Data entries
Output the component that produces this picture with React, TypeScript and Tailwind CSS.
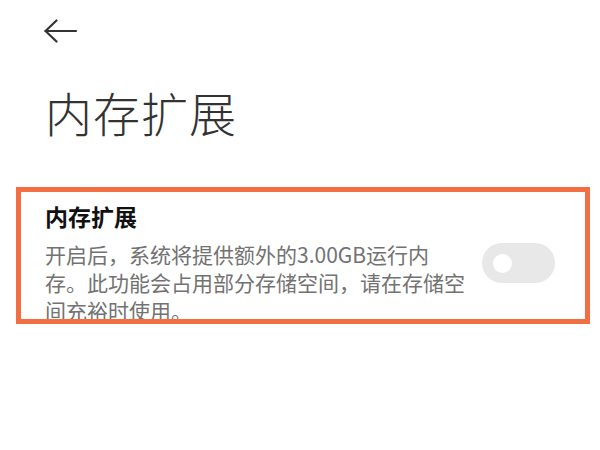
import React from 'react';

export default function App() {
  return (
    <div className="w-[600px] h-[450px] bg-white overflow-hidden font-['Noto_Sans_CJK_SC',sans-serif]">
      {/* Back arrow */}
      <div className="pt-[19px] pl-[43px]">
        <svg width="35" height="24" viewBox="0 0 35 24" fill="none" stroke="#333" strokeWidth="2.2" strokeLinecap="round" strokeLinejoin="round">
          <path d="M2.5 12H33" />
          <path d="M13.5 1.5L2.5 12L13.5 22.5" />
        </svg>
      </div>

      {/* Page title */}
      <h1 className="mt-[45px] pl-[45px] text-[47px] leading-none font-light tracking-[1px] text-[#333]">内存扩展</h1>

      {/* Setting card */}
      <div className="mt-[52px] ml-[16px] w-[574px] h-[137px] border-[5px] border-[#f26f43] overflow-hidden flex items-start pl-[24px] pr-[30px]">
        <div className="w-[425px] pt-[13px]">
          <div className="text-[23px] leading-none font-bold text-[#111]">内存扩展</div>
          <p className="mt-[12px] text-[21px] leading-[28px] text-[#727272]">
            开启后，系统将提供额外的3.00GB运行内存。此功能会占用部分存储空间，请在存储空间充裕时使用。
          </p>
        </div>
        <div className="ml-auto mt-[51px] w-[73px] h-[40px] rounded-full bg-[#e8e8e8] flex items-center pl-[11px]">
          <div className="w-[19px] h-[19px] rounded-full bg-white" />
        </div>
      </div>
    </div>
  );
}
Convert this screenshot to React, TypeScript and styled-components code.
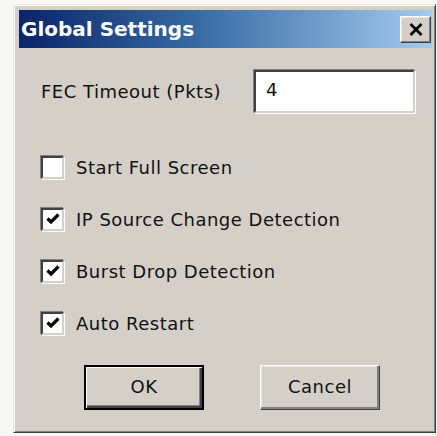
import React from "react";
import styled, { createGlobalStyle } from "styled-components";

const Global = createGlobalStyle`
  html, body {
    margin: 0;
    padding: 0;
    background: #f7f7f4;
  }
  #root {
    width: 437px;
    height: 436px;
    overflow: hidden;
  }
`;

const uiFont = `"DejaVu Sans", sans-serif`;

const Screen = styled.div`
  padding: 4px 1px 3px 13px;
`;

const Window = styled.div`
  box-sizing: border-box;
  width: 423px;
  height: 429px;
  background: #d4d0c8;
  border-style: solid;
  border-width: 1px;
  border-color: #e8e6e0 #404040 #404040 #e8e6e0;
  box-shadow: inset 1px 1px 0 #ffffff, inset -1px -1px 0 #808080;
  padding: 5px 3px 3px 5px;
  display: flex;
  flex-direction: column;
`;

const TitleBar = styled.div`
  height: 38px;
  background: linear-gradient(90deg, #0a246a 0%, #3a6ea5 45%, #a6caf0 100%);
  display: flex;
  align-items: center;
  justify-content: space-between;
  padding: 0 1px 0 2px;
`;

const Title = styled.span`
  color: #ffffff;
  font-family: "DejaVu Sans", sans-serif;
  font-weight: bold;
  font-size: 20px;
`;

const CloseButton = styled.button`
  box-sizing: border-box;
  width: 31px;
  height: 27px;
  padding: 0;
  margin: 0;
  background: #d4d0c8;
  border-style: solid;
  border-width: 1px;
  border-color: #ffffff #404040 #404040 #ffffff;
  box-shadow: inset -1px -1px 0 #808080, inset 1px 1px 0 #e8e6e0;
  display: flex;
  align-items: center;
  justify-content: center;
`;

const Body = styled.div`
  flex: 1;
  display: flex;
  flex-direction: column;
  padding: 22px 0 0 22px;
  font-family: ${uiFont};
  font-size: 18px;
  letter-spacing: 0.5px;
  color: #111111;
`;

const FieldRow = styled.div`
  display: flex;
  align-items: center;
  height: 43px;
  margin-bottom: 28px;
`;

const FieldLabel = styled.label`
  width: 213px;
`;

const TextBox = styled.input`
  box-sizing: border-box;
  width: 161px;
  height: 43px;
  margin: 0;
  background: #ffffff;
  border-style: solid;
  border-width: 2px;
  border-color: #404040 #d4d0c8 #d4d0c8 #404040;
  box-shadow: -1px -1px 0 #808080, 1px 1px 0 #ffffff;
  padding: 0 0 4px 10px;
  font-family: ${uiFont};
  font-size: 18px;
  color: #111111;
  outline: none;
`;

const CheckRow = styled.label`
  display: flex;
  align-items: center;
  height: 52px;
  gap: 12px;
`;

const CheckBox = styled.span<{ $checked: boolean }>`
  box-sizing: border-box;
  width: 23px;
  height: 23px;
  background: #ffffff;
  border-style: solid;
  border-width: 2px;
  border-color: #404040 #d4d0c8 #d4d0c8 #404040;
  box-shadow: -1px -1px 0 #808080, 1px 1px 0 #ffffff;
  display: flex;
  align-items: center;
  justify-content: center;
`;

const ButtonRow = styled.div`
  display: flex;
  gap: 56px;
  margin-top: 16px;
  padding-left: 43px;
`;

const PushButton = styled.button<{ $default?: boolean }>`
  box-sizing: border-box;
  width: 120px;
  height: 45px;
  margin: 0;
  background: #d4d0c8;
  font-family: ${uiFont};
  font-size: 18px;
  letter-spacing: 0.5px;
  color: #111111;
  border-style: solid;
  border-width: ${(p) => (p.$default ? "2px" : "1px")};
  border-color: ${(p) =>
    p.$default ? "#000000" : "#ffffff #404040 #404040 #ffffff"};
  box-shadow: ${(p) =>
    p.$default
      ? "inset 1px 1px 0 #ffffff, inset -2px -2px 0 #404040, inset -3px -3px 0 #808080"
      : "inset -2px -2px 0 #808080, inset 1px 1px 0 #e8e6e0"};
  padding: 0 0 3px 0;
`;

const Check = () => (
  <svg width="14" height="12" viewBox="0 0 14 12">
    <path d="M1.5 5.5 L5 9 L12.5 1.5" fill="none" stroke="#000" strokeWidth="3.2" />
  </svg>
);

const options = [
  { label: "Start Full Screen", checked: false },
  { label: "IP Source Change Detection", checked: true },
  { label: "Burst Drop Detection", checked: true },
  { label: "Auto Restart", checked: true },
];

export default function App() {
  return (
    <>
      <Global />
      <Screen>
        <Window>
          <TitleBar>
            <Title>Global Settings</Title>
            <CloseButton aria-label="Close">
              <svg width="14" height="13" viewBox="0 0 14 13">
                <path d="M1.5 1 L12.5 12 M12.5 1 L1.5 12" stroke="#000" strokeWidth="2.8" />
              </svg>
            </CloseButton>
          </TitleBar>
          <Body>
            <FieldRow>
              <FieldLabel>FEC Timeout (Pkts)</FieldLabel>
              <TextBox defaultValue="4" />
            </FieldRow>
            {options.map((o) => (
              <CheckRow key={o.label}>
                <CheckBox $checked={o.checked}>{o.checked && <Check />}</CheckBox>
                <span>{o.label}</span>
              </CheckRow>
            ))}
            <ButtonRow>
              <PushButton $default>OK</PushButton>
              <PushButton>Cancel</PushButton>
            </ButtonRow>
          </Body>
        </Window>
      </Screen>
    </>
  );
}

What is asked
Wherever "this" shows up in a line, copy that line.

Solved exercise
Output the component that produces this picture with React, TypeScript and Tailwind CSS.
Convert this screenshot to React, TypeScript and styled-components code.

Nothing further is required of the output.